── Records provided

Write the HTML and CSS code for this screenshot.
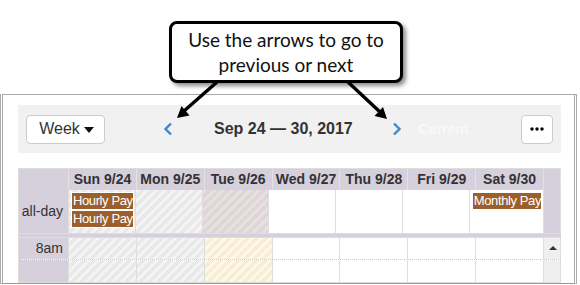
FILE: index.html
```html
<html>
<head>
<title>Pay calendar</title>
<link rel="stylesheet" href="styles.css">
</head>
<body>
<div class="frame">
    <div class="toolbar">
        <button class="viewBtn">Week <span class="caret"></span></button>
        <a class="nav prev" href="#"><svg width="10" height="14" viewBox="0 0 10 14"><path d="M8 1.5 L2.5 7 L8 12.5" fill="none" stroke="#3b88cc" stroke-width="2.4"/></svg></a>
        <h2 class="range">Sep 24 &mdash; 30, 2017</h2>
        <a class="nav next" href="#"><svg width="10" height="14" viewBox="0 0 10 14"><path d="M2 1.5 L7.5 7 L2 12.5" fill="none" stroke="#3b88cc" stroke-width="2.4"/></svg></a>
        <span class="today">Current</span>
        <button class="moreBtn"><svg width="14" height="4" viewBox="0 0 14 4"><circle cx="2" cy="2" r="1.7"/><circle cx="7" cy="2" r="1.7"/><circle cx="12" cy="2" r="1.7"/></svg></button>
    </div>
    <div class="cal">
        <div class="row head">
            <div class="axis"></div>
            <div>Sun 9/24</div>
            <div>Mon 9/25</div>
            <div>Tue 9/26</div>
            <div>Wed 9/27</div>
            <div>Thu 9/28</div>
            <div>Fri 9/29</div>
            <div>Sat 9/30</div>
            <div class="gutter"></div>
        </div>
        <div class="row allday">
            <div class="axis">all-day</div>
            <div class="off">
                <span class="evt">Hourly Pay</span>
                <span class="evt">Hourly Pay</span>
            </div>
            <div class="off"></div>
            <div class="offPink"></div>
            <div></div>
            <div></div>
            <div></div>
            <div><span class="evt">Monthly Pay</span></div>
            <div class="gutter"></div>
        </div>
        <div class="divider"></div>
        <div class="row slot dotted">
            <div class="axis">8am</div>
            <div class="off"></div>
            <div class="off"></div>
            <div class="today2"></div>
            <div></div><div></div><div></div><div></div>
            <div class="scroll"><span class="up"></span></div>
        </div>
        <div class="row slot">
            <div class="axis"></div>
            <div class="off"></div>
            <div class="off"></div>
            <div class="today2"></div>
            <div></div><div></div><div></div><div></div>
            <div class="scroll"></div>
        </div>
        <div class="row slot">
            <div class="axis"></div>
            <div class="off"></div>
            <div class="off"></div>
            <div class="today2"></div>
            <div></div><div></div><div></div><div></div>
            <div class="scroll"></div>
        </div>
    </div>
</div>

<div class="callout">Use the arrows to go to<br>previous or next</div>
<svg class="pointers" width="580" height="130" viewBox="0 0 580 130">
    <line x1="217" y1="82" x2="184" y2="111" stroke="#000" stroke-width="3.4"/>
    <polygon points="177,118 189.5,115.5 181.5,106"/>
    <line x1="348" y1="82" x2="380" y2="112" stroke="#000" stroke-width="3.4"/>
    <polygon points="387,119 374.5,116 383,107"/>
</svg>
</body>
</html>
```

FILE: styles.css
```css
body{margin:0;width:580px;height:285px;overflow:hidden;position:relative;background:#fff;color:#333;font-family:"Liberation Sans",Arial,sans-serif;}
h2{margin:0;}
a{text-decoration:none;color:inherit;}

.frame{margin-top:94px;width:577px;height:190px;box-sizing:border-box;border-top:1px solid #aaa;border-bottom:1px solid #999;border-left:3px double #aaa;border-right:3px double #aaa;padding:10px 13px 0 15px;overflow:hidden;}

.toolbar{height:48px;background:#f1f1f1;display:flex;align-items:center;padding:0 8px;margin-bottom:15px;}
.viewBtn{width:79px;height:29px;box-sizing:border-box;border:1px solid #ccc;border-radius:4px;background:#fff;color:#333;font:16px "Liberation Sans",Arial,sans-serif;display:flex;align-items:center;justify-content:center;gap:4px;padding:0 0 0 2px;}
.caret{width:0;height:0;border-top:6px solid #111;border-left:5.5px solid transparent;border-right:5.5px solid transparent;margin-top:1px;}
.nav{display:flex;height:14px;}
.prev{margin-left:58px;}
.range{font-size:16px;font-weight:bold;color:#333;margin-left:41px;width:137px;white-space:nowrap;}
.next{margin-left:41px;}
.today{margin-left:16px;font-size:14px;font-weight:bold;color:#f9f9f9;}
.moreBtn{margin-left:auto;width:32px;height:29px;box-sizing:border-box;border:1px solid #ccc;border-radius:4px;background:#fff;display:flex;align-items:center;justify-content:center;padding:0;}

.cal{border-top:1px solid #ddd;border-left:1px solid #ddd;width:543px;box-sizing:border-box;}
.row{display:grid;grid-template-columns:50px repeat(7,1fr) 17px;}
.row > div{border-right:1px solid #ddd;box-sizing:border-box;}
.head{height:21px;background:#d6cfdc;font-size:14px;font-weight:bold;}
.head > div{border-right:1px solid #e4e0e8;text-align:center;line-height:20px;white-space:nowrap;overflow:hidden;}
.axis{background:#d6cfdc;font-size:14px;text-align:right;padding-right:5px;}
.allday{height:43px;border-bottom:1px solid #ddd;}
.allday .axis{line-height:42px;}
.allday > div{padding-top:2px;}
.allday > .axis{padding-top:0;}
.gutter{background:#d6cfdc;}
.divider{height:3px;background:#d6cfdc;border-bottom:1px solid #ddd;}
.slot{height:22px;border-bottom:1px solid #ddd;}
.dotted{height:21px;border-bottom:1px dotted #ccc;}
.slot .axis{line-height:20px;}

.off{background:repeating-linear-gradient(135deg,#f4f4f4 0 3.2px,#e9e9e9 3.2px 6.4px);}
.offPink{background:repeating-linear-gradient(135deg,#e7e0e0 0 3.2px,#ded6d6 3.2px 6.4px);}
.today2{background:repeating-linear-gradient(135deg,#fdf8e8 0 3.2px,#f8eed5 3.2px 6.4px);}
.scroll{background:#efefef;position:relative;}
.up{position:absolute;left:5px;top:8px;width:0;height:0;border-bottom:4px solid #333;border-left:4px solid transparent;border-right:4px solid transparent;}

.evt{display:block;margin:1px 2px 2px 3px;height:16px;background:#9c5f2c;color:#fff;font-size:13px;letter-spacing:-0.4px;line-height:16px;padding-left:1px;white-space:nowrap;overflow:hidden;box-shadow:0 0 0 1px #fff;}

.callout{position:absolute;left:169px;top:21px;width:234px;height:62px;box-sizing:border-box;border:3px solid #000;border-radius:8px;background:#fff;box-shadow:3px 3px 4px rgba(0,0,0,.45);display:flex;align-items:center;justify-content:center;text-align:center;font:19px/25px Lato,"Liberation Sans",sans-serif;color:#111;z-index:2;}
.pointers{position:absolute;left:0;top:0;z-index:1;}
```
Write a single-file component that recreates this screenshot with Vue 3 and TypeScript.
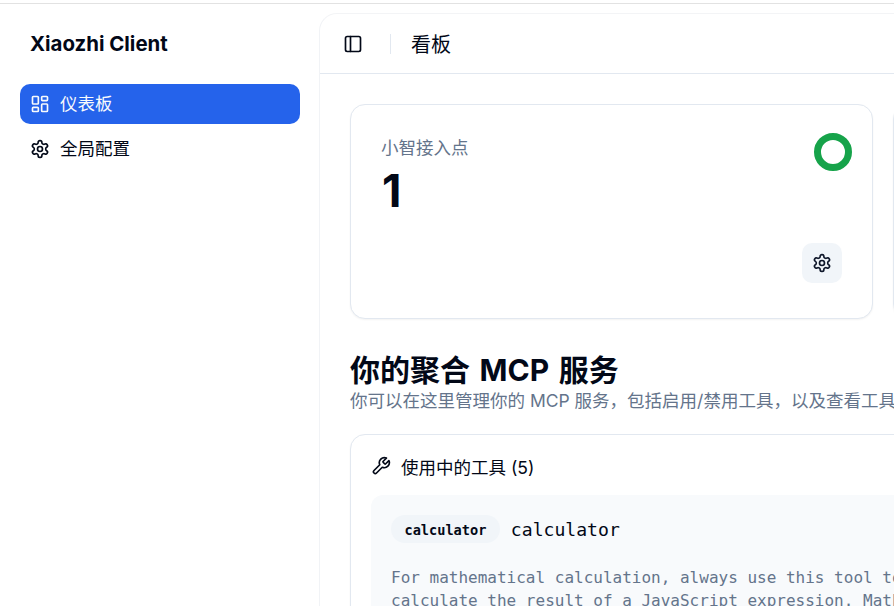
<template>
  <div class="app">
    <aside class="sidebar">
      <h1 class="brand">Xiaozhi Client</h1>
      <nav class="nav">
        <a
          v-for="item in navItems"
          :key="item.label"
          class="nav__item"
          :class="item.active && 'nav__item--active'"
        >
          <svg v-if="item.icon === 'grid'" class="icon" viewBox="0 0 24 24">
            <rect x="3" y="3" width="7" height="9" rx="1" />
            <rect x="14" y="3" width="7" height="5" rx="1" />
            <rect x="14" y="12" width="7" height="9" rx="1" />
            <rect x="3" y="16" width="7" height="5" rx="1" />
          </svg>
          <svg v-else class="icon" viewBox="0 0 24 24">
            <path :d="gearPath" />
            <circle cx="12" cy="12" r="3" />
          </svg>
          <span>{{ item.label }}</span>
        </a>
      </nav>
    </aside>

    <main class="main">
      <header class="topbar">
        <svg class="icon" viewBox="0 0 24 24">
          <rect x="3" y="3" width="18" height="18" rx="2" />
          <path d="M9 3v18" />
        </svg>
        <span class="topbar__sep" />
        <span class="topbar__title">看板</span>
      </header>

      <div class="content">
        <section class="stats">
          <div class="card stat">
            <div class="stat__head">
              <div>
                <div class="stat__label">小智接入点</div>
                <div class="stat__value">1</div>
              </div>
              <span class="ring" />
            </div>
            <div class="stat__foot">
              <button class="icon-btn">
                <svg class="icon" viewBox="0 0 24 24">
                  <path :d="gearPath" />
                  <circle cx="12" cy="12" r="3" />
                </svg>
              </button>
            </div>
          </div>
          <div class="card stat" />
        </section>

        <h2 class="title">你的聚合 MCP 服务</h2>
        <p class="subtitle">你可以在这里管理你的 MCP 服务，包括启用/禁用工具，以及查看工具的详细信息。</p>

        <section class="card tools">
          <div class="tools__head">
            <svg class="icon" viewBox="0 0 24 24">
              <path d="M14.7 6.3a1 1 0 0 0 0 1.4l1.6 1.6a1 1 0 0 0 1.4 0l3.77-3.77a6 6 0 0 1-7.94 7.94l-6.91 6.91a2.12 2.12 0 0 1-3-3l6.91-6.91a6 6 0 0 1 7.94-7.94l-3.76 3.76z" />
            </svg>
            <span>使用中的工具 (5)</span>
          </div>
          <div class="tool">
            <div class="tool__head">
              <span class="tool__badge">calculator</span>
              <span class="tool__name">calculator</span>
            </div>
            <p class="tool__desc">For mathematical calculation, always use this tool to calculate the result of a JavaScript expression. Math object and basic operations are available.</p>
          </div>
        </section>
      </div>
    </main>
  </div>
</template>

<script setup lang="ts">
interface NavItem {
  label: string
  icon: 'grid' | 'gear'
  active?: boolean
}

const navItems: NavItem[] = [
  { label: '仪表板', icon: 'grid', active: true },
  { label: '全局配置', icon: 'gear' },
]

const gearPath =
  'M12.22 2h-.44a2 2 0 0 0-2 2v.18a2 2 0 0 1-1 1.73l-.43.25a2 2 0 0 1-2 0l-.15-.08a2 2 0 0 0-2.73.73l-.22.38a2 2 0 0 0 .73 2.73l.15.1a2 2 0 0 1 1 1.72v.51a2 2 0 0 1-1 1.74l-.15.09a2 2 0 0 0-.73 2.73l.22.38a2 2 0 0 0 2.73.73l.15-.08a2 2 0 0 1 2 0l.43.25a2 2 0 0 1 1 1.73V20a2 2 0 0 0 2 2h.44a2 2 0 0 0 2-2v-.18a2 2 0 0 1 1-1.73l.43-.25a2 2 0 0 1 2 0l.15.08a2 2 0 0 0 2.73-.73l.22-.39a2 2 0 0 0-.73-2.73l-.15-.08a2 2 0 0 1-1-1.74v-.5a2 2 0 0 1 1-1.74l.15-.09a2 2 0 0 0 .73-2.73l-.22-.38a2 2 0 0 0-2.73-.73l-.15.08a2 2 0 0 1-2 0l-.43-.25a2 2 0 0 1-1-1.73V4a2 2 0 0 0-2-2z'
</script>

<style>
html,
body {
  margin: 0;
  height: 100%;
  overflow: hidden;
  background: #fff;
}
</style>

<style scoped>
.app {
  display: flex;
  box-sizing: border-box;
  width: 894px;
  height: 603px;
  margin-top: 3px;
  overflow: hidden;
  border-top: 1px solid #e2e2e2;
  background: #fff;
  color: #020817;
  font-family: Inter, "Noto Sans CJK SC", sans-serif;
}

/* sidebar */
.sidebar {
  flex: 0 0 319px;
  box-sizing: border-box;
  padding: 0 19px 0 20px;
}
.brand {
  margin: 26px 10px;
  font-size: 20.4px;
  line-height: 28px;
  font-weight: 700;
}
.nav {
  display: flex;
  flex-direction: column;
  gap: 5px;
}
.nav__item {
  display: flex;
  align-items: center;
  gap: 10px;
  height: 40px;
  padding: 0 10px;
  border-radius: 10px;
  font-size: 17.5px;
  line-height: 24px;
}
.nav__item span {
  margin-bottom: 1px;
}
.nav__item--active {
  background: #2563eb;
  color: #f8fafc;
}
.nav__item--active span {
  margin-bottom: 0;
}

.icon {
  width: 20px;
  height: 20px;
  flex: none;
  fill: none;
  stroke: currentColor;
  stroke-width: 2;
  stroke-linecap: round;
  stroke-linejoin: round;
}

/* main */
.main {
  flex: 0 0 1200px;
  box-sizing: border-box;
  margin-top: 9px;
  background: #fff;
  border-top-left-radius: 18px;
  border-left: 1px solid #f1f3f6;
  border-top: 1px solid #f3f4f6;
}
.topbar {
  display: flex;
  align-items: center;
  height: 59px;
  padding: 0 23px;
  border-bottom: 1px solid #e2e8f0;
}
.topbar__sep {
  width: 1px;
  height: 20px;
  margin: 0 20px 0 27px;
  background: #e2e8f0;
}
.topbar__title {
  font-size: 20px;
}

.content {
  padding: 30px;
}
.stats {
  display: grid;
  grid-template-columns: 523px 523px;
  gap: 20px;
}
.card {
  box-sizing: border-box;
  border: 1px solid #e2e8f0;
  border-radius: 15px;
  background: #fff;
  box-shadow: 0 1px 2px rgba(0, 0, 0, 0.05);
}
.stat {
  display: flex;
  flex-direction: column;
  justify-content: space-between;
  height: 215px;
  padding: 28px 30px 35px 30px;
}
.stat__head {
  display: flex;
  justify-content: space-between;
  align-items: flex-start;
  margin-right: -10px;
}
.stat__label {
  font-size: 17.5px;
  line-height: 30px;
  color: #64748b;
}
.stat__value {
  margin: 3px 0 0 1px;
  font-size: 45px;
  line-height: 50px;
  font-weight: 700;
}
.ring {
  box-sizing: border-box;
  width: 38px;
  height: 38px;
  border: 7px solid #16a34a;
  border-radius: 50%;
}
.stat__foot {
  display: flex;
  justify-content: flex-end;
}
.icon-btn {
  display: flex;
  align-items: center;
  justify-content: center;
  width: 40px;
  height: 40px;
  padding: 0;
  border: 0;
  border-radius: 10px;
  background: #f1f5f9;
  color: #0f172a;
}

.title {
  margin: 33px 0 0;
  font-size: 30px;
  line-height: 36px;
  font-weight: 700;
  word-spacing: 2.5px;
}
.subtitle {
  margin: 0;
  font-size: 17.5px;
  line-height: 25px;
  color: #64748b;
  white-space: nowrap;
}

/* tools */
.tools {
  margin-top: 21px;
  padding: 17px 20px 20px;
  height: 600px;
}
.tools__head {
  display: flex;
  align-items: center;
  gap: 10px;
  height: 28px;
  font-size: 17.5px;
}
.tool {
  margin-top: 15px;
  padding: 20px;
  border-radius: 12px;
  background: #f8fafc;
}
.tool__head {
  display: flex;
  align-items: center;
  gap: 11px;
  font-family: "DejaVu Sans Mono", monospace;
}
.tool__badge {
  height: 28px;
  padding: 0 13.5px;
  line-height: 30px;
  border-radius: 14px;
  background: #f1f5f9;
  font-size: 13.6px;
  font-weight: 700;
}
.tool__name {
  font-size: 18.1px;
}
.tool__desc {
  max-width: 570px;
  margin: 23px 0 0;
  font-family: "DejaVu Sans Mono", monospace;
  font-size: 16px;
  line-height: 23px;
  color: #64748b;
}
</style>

────

▶ [Task]
Tally the lines of the material above that contain the word "Write" and report the total alone.

▶ [Result]
2